▶ Challenge: Among the following entries, count the lines that contain "screenshot" and report only the result.

···

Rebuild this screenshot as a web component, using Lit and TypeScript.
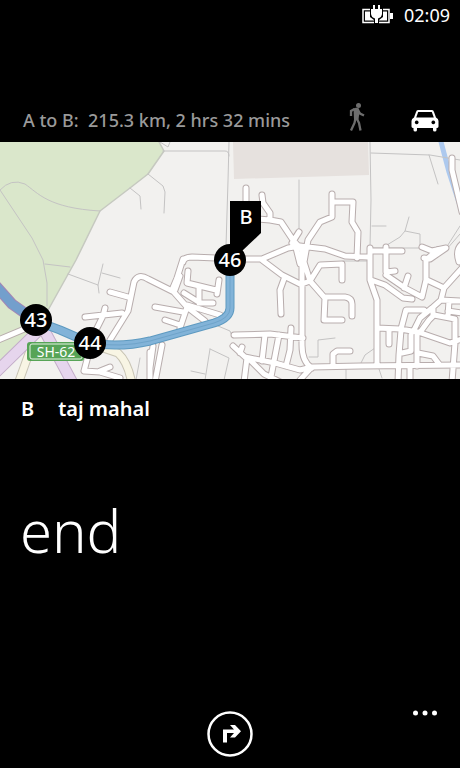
import { LitElement, html, css, svg } from "lit";
import { customElement, state } from "lit/decorators.js";

const STREETS = [
  "M183 259L177 278L172 290L187 307L205 321M187 307L180 328M155 307L183 312M165 320L180 325M187 305L220 315",
  "M183 262Q184 257 192 257L216 258M172 291L148 279Q138 273 134 282L128 311L110 340M110 292L128 297",
  "M85 317L122 313M105 308L103 316L96 330M88 356L84 371L100 372L120 378M100 371L110 367",
  "M153 346L150 368M162 345L155 382M150 352V382",
  "M188 271L187 283L216 290M219 280L217 294M199 286V303M184 293L200 303H213M180 276L175 290",
  "M234 335L270 334L303 338M233 346L245 357L275 363L300 370L312 367M242 347L240 353M265 335L262 361M279 335L270 382M291 328L290 350L286 366M247 358L244 382M250 360L264 374L280 382",
  "M244 259L262 259L288 248L300 246L325 249L345 256L368 257M262 260L282 275L300 284M284 279L280 290L281 314",
  "M246 188V202M262 195L263 203L270 213V220L258 219M270 220L281 222L293 240L300 248M292 243L299 232M296 248L300 264",
  "M302 250V284V345Q302 362 312 368M332 194V217L320 222L308 240L304 262L310 281M332 202H353L352 222L358 232L357 258",
  "M310 281L320 265L342 264V280M302 284L310 281L324 297H345Q352 298 352 304V316M325 298L324 320H342",
  "M370 248V280L377 300V366M370 251H402M386 247V272L395 271M312 367L360 366L462 365M333 366V354L337 351H350M300 380L311 368",
  "M371 280L385 285L403 298L412 299M386 275L405 288L422 297L426 280V260L437 250M422 247L432 251L446 248L430 259L424 258M408 276L404 288",
  "M427 280L444 288L462 268M444 288L441 300L432 308L420 318L413 332M441 300L462 301",
  "M377 328L400 329L418 332L450 343L462 339M401 329L406 310L424 310M389 330V344M401 330L399 355L398 382M417 333V366M418 353L433 356L439 364",
  "M421 331L429 320L434 315L455 319V343L452 382M433 315V308M449 301L448 316M448 311L462 313M402 353L411 351V335M410 368V382",
  "M452 158V170L462 212M462 244Q455 250 459 262",
];

const LANES =
  "M0 190Q11 178 25 184C38 193 48 208 100 211M0 190L32 238L43 260L47 283V306M45 264L70 267" +
  "M68 274L98 285L99 293M98 285L103 264M102 273L120 278M130 188L140 196L141 209M148 174L163 186L165 192L164 213" +
  "M163 151H225Q229 151 229 156M229 142L228 181L226 246M299 180V235M370 142L371 200L370 248M371 153L430 155L460 160" +
  "M429 155L438 184M372 226H386M409 217L405 231L420 234V248M405 231L400 237L387 245M370 248H446L460 226M446 250L460 234" +
  "M343 261H370M360 365L365 355L375 348M309 357H318V340L335 338M346 367V380M378 366L382 378" +
  "M218 326L230 331L233 338M210 349L229 358L224 380M210 349L205 380M191 371L205 374M140 358L136 380M160 142L168 147L170 142";

const ROUTE = "M-4 286L12 304L36 321L60 330L90 343Q120 348 150 341L214 323Q230 318 230 308V260";

@customElement("route-map")
class RouteMap extends LitElement {
  static styles = css`
    :host { display: block; }
    .map { display: block; width: 100%; height: auto; font-family: "Noto Sans", "Open Sans", sans-serif; }
    .line { fill: none; stroke-linecap: round; stroke-linejoin: round; }
    .casing { stroke: #b8adad; stroke-width: 7; }
    .street { stroke: #fff; stroke-width: 5; }
    .lane { stroke: #c4c3c3; stroke-width: 1; }
    .marker { font-size: 20px; font-weight: 500; fill: #fff; text-anchor: middle; }
    .shield { font-size: 14px; fill: #fff; text-anchor: middle; }
  `;

  private marker(x: number, y: number, label: string) {
    return svg`<circle cx=${x} cy=${y} r="16" fill="#000"></circle>
      <text class="marker" x=${x} y=${y + 7}>${label}</text>`;
  }

  render() {
    return html`
      <svg class="map" viewBox="0 142 460 237" role="img" aria-label="Route map">
        <rect y="142" width="460" height="237" fill="#f2f1ef"></rect>
        <path d="M0 142H159L164 151L148 174L130 188L100 211L76 260L47 312L36 330L0 372Z" fill="#dae7cb"></path>
        <path d="M159 142L164 151L148 174L130 188L100 211L76 260L47 312" class="line" stroke="#c6c9c0" stroke-width="1.5"></path>
        <path d="M233 142H368L369 175L234 179Z" fill="#e6e1de"></path>
        <path d="M440 138L449 172L464 218" class="line" stroke="#adc9ee" stroke-width="5"></path>
        <path d=${LANES} class="line lane"></path>
        <path d="M32 345L18 384M94 345L118 353Q128 362 132 384" class="line" stroke="#c8c4b4" stroke-width="9"></path>
        <path d="M32 345L18 384M94 345L118 353Q128 362 132 384" class="line" stroke="#f8f5e4" stroke-width="7"></path>
        <path d=${STREETS.join("") + "M-4 341L34 325"} class="line casing"></path>
        <path d=${STREETS.join("") + "M-4 341L34 325"} class="line street"></path>
        <path d="M36 333L-6 374M42 326L73 384" class="line" stroke="#c3adc9" stroke-width="12"></path>
        <path d="M36 333L-6 374M42 326L73 384" class="line" stroke="#e6d5ed" stroke-width="10"></path>
        <path d=${ROUTE} class="line" stroke="#5e9ac0" stroke-width="9"></path>
        <path d=${ROUTE} class="line" stroke="#82b3d8" stroke-width="7"></path>
        <path d="M90 343Q120 348 150 341L214 323Q230 318 230 308V260" class="line" stroke="#6fa4ca" stroke-width="1"></path>
        <path d="M-4 286L12 304L36 321" class="line" stroke="#a586b4" stroke-width="11"></path>
        <path d="M-4 286L12 304L36 321" class="line" stroke="#739fcc" stroke-width="9"></path>
        <rect x="27" y="342" width="57" height="19" rx="3" fill="#57a457"></rect>
        <rect x="30" y="344" width="52" height="15" rx="2" fill="none" stroke="#e6f2e4"></rect>
        <text class="shield" x="56" y="357">SH-62</text>
        ${this.marker(36, 320, "43")}
        ${this.marker(90, 343, "44")}
        ${this.marker(230, 260, "46")}
        <path d="M230 201H261V233L242 251H230Z" fill="#000"></path>
        <text class="marker" x="246" y="224">B</text>
      </svg>
    `;
  }
}

@customElement("app-root")
class AppRoot extends LitElement {
  @state() private mode: "walk" | "drive" = "drive";

  static styles = css`
    :host {
      display: flex;
      flex-direction: column;
      min-height: 100vh;
      box-sizing: border-box;
      background: #000;
      color: #fff;
      font-family: "Noto Sans", "Open Sans", sans-serif;
    }
    button {
      display: block;
      padding: 0;
      border: 0;
      background: none;
      color: inherit;
      cursor: pointer;
    }
    svg { display: block; }
    .status {
      display: flex;
      justify-content: flex-end;
      align-items: center;
      gap: 10px;
      padding-right: 10px;
      font-size: 18px;
      line-height: 30px;
    }
    .summary {
      display: flex;
      align-items: center;
      padding: 68px 20px 0 23px;
      color: #9a9a9a;
      font-size: 18px;
      font-weight: 500;
      line-height: 44px;
    }
    .trip { flex: 1; margin: 0; white-space: pre; }
    .modes { display: flex; gap: 42px; }
    .mode { color: #6d6d6d; }
    .mode[aria-pressed="true"] { color: #fff; }
    .place {
      display: flex;
      gap: 24px;
      margin: 0;
      padding: 18px 21px 0;
      font-size: 20px;
      line-height: 24px;
      font-weight: 600;
    }
    .step {
      margin: 0;
      padding: 70px 20px 0;
      font-size: 58px;
      line-height: 80px;
      font-weight: 300;
    }
    .bar {
      display: grid;
      grid-template-columns: 1fr auto 1fr;
      margin-top: auto;
      padding: 0 20px 10px;
    }
    .next { grid-column: 2; }
    .more { justify-self: end; align-self: start; }
  `;

  render() {
    return html`
      <header class="status">
        <svg width="32" height="20" viewBox="0 0 32 20" role="img" aria-label="Charging">
          <path d="M1 4.500H27V17.500H1Z" fill="none" stroke="#fff" stroke-width="1.500"></path>
          <rect x="28" y="8" width="3" height="6" fill="#fff"></rect>
          <path d="M3 6.500H25V15.500H3Z" fill="#fff"></path>
          <path d="M8 3H21V12L17 15V19H12V15L8 12Z" fill="#000"></path>
          <path d="M11 0H13V4H16V0H18V4H20V9Q19.500 12.500 16 13.500V18H13V13.500Q9.500 12.500 9 9V4H11Z" fill="#fff"></path>
        </svg>
        <time>02:09</time>
      </header>
      <section class="summary">
        <p class="trip">A to B:  215.3 km, 2 hrs 32 mins</p>
        <div class="modes">
          <button class="mode" aria-label="Walk" aria-pressed=${this.mode === "walk"} @click=${() => (this.mode = "walk")}>
            <svg width="24" height="34" viewBox="0 4 24 34">
              <circle cx="14.500" cy="6.500" r="2.500" fill="currentColor"></circle>
              <path d="M10.500 10L7 12V17M14 11.500L16 14.500L20 16.500M11.500 19L10.500 24L7 31.500M12.500 19L15 24L16.500 31.500" fill="none" stroke="currentColor" stroke-width="2.300"></path>
              <path d="M9.500 9.500Q12 8 15 9.500L15.500 13L14.500 20.500H10Z" fill="currentColor"></path>
            </svg>
          </button>
          <button class="mode" aria-label="Drive" aria-pressed=${this.mode === "drive"} @click=${() => (this.mode = "drive")}>
            <svg width="30" height="34" viewBox="0 0 30 34">
              <path fill="currentColor" fill-rule="evenodd" d="M8 7H22Q23.500 7 24 9L26 14.500Q28.500 15.500 28.500 18V23.500Q28.500 25 26.500 25V27Q26.500 28.500 24.700 28.500Q23 28.500 23 27V25H7V27Q7 28.500 5.300 28.500Q3.500 28.500 3.500 27V25Q1.500 25 1.500 23.500V18Q1.500 15.500 4 14.500L6 9Q6.500 7 8 7ZM8.200 9L6.200 14.500H23.800L21.800 9ZM6.700 17.500A1.900 1.900 0 1 0 6.710 17.500ZM23.300 17.500A1.900 1.900 0 1 0 23.310 17.500Z"></path>
            </svg>
          </button>
        </div>
      </section>
      <route-map></route-map>
      <p class="place"><span>B</span><span>taj mahal</span></p>
      <h1 class="step">end</h1>
      <footer class="bar">
        <button class="next" aria-label="Next step">
          <svg width="48" height="48" viewBox="0 0 48 48">
            <circle cx="24" cy="24" r="21.500" fill="none" stroke="#fff" stroke-width="2.500"></circle>
            <path d="M17 32.500V19.500H28L24 15H29L35 21.300L29 27.500H24L28 23H21V32.500Z" fill="#fff"></path>
          </svg>
        </button>
        <button class="more" aria-label="More">
          <svg width="30" height="6" viewBox="0 0 30 6">
            <circle cx="5.500" cy="3" r="2.500" fill="#fff"></circle>
            <circle cx="15" cy="3" r="2.500" fill="#fff"></circle>
            <circle cx="24.500" cy="3" r="2.500" fill="#fff"></circle>
          </svg>
        </button>
      </footer>
    `;
  }
}
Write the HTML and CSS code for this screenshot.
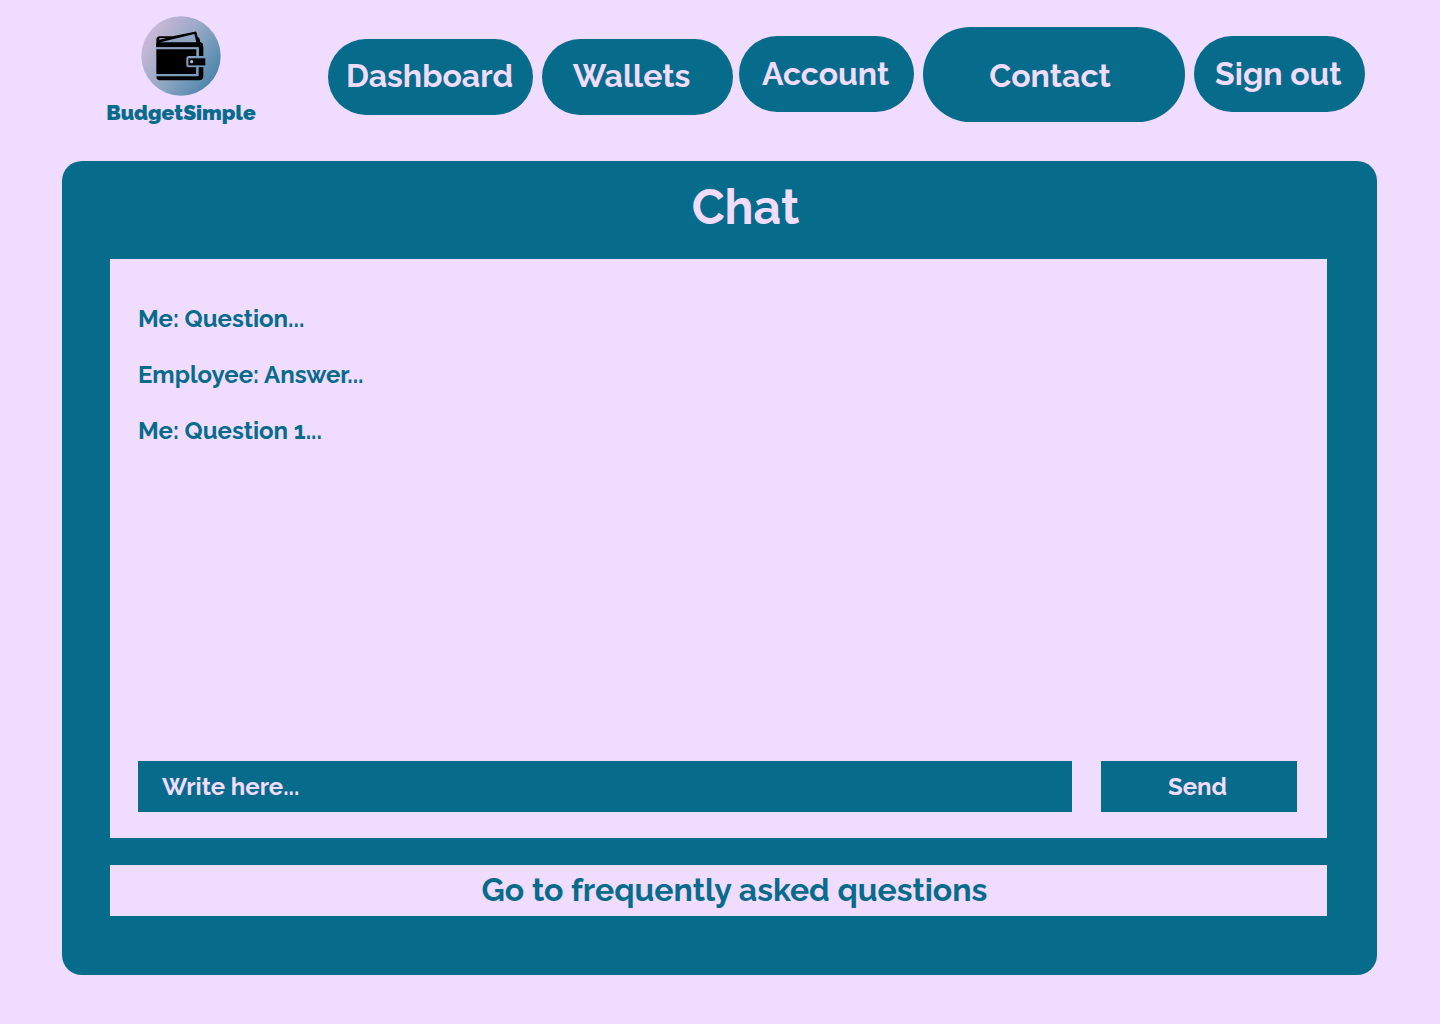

···

▶ Solution for this task: 2